Task prompt » Filter the records for lines holding the string "this".

Recorded data »

----

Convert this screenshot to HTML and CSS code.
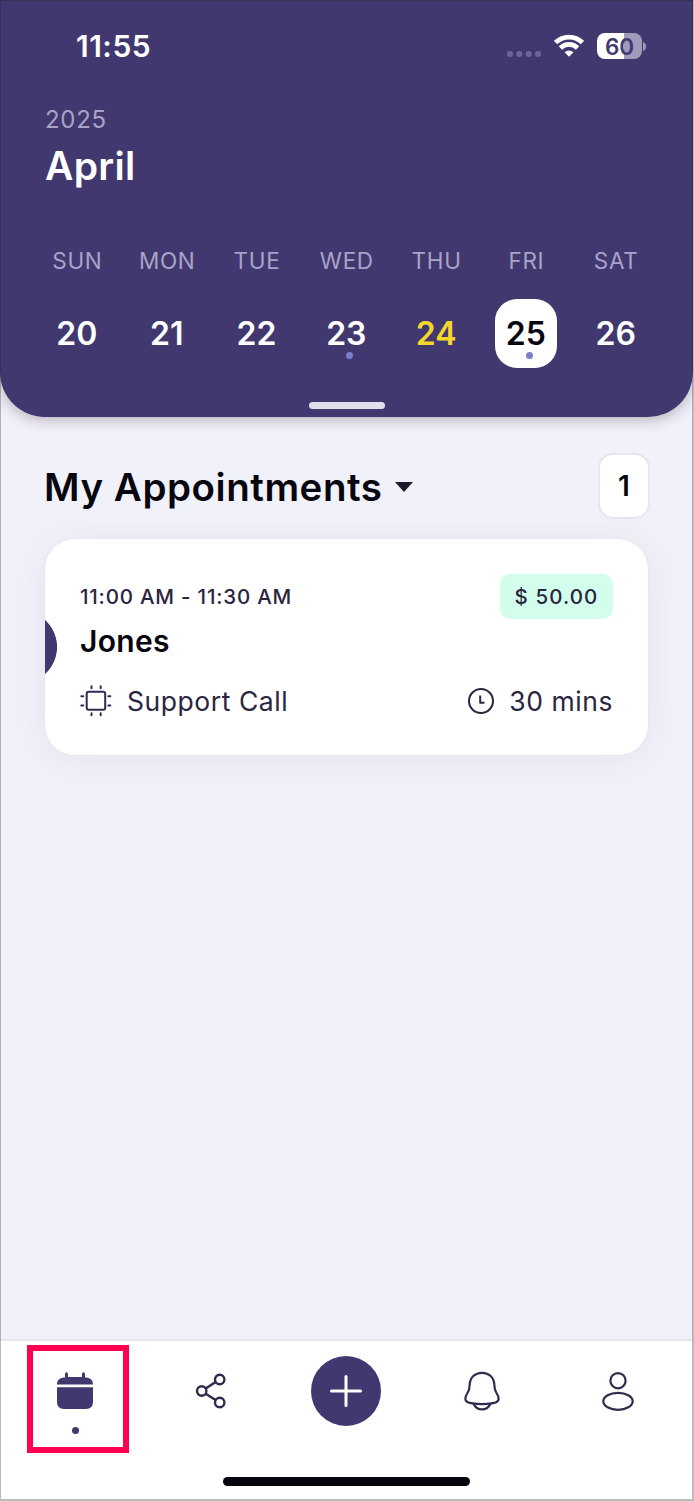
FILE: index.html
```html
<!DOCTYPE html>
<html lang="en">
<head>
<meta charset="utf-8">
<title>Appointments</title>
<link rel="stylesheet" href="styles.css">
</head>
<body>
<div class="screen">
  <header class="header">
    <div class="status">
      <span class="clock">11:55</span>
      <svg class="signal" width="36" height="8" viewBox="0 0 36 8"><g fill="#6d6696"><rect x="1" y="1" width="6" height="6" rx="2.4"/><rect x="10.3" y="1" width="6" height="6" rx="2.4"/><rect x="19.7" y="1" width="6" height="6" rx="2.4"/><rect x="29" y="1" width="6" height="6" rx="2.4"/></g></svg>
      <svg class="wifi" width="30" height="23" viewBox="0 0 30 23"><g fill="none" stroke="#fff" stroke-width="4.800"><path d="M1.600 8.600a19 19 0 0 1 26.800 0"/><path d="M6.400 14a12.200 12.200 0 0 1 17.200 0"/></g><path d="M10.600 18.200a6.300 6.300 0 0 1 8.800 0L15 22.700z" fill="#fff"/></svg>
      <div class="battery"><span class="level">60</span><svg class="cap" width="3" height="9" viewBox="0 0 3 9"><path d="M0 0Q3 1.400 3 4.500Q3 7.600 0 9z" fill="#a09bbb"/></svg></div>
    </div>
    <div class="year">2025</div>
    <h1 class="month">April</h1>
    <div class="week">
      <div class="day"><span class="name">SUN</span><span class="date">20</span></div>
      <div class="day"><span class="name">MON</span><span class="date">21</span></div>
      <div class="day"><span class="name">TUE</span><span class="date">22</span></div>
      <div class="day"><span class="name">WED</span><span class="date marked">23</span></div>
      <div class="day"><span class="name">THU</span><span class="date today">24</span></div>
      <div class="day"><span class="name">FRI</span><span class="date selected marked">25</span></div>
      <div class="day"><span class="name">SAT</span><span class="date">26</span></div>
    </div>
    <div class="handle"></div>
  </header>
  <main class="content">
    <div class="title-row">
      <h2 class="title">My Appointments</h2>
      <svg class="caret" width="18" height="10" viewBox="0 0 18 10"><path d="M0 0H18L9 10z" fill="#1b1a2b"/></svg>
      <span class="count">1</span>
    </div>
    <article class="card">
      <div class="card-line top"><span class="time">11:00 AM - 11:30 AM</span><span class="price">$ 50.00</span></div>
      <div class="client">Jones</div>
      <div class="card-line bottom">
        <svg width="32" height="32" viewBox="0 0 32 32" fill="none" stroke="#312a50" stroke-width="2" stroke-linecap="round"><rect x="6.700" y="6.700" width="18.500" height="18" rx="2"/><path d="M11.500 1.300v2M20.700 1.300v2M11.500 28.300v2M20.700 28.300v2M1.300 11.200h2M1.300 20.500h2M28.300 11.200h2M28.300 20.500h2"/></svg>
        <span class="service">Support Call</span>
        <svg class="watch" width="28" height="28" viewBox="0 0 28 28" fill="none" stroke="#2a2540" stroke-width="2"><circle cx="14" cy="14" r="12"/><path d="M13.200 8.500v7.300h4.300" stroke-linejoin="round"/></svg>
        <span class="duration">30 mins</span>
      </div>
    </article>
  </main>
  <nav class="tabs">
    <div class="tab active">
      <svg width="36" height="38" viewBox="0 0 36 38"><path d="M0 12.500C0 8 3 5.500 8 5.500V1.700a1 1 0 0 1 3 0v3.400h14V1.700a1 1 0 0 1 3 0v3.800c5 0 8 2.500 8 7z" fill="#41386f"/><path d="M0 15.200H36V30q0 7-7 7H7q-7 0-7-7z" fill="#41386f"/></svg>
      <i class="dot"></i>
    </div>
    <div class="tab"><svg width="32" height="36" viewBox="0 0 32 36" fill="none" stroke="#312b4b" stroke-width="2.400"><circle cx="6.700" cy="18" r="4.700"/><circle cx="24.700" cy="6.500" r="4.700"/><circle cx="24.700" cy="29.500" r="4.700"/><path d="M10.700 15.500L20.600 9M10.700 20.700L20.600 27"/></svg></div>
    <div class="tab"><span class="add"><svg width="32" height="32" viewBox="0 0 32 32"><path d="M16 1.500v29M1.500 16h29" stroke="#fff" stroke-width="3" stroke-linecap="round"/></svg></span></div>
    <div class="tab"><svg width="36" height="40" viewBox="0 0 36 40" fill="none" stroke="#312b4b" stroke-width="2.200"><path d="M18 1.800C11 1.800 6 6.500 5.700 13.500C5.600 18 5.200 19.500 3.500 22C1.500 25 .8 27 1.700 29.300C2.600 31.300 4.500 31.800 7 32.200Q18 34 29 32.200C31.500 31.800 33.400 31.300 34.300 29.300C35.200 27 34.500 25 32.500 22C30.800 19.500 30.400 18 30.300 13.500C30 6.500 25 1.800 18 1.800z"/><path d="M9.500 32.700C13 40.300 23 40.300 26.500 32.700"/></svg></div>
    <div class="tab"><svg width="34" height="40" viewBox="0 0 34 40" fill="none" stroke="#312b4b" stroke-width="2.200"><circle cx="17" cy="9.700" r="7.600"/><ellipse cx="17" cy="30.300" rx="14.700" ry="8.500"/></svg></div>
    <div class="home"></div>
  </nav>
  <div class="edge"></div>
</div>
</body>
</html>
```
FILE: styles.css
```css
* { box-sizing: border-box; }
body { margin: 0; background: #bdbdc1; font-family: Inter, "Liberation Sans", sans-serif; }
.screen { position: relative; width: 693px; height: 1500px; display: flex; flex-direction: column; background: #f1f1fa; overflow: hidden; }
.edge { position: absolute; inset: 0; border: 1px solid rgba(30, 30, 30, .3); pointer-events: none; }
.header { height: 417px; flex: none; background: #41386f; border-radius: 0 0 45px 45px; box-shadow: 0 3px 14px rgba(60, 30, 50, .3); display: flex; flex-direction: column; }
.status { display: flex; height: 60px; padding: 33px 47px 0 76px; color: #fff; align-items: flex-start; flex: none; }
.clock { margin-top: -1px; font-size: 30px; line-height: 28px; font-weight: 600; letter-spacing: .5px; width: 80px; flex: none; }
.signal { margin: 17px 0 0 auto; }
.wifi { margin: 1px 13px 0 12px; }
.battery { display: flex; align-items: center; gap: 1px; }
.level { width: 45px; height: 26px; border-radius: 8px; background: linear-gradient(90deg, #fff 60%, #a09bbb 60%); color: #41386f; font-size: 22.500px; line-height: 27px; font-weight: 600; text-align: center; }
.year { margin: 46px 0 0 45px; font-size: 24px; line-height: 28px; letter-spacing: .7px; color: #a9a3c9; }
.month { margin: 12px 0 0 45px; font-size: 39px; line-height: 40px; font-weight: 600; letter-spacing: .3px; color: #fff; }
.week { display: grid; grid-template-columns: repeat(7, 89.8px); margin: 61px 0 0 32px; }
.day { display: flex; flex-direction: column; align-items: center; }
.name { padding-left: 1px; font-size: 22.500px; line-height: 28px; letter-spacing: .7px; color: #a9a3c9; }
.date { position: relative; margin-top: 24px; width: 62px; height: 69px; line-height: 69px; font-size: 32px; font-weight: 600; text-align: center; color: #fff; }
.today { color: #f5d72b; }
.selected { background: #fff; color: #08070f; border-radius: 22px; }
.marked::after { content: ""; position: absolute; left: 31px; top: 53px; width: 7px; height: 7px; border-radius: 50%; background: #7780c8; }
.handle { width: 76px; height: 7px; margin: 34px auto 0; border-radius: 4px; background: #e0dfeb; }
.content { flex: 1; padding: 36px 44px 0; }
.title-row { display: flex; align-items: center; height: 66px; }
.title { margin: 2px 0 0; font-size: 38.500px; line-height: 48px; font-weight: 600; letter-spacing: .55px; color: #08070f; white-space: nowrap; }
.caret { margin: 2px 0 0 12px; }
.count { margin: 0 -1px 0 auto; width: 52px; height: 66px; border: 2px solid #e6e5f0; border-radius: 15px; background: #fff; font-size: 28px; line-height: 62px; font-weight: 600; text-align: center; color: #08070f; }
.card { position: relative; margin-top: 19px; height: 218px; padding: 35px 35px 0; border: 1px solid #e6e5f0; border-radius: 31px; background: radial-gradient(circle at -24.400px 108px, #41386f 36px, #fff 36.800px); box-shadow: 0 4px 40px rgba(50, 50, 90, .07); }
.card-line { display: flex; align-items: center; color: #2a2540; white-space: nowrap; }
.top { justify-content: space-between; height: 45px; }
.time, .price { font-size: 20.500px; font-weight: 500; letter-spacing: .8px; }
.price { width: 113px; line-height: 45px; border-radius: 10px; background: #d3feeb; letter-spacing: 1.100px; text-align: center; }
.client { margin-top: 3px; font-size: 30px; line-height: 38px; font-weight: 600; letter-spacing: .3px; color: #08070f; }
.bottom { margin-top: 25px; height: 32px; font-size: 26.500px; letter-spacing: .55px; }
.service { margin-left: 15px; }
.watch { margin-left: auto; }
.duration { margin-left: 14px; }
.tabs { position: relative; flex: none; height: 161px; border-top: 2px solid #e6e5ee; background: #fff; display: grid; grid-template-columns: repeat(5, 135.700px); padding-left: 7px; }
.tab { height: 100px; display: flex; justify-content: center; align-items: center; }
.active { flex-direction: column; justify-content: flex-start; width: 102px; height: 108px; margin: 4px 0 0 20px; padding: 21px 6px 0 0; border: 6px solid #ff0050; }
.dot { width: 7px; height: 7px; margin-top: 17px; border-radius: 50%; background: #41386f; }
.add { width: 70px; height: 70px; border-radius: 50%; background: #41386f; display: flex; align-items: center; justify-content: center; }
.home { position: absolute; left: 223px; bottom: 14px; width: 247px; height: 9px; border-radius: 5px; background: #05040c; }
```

----

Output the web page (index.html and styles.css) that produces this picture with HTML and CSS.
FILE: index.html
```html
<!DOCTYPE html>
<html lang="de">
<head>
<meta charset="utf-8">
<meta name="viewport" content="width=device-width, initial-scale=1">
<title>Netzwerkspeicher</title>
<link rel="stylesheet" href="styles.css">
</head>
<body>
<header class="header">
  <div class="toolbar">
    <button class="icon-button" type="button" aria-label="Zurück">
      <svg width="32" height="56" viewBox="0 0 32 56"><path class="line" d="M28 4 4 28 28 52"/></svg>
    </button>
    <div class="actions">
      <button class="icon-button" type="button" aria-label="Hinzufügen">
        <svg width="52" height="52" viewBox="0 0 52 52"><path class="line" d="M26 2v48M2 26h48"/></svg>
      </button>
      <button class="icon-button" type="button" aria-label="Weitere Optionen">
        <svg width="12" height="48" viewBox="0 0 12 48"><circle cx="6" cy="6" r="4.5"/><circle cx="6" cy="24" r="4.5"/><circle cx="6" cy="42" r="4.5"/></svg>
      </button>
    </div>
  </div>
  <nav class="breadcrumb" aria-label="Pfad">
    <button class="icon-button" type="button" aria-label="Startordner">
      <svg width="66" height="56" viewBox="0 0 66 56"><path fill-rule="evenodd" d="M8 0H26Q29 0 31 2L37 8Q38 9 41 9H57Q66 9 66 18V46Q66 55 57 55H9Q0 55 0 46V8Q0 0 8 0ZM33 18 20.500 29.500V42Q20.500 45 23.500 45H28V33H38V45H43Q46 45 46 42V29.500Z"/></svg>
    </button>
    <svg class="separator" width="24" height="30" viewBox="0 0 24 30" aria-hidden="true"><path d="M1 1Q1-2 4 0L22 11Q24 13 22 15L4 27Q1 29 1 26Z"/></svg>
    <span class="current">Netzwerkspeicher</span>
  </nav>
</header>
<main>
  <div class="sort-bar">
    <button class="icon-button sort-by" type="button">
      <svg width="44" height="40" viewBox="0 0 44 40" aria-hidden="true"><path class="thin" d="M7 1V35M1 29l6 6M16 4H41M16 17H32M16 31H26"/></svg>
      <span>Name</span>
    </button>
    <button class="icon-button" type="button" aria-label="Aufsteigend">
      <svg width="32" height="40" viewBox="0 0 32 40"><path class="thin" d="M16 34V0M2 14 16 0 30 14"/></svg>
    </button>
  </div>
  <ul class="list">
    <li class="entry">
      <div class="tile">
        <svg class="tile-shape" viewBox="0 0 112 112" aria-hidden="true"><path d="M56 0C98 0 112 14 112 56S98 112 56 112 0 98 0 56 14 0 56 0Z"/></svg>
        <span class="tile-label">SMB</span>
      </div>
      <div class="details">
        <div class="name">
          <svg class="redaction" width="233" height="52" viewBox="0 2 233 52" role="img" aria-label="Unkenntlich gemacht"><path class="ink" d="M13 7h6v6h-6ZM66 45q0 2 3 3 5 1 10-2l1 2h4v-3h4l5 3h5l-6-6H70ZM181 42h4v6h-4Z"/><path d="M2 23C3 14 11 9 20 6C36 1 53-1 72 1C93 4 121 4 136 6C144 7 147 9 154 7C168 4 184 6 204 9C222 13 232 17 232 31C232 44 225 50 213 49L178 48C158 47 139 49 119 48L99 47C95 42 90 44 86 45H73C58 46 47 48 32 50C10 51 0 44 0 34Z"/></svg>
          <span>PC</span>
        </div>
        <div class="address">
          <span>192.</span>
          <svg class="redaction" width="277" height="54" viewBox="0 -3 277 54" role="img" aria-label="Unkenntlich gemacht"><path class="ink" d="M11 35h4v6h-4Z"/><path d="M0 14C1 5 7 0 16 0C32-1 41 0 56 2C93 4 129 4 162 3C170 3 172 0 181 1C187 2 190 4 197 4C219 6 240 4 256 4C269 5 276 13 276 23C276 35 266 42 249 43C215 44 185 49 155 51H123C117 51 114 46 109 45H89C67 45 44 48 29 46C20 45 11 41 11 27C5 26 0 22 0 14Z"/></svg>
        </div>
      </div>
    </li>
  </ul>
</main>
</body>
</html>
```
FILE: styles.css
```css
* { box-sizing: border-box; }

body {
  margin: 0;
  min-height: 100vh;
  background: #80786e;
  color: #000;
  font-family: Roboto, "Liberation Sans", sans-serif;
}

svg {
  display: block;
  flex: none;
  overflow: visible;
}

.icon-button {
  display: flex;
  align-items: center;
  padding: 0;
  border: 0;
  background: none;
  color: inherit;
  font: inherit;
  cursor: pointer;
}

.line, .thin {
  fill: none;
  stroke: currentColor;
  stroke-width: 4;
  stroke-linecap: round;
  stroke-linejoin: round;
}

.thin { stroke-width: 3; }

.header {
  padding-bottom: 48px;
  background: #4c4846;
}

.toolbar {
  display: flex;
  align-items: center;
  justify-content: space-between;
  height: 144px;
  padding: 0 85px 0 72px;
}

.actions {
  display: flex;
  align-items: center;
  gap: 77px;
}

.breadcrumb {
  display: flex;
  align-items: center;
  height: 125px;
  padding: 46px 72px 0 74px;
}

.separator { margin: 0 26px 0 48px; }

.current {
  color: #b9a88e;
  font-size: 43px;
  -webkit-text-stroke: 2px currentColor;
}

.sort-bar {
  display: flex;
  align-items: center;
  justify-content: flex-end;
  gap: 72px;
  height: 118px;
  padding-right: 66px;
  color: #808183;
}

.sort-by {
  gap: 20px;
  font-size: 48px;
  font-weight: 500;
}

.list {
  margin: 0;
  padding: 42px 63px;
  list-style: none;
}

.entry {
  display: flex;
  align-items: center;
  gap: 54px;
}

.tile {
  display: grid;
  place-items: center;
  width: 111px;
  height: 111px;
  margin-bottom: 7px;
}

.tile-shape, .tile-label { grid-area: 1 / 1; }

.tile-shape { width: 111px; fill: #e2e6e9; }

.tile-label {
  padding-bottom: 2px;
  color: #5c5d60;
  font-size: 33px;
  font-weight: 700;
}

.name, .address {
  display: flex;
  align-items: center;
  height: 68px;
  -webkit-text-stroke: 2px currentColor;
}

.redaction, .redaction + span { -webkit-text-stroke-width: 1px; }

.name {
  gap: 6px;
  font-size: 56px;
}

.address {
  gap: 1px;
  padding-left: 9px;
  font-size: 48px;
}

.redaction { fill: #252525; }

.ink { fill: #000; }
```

----

Response to the exercise »
Convert this screenshot to HTML and CSS code.
Output the web page (index.html and styles.css) that produces this picture with HTML and CSS.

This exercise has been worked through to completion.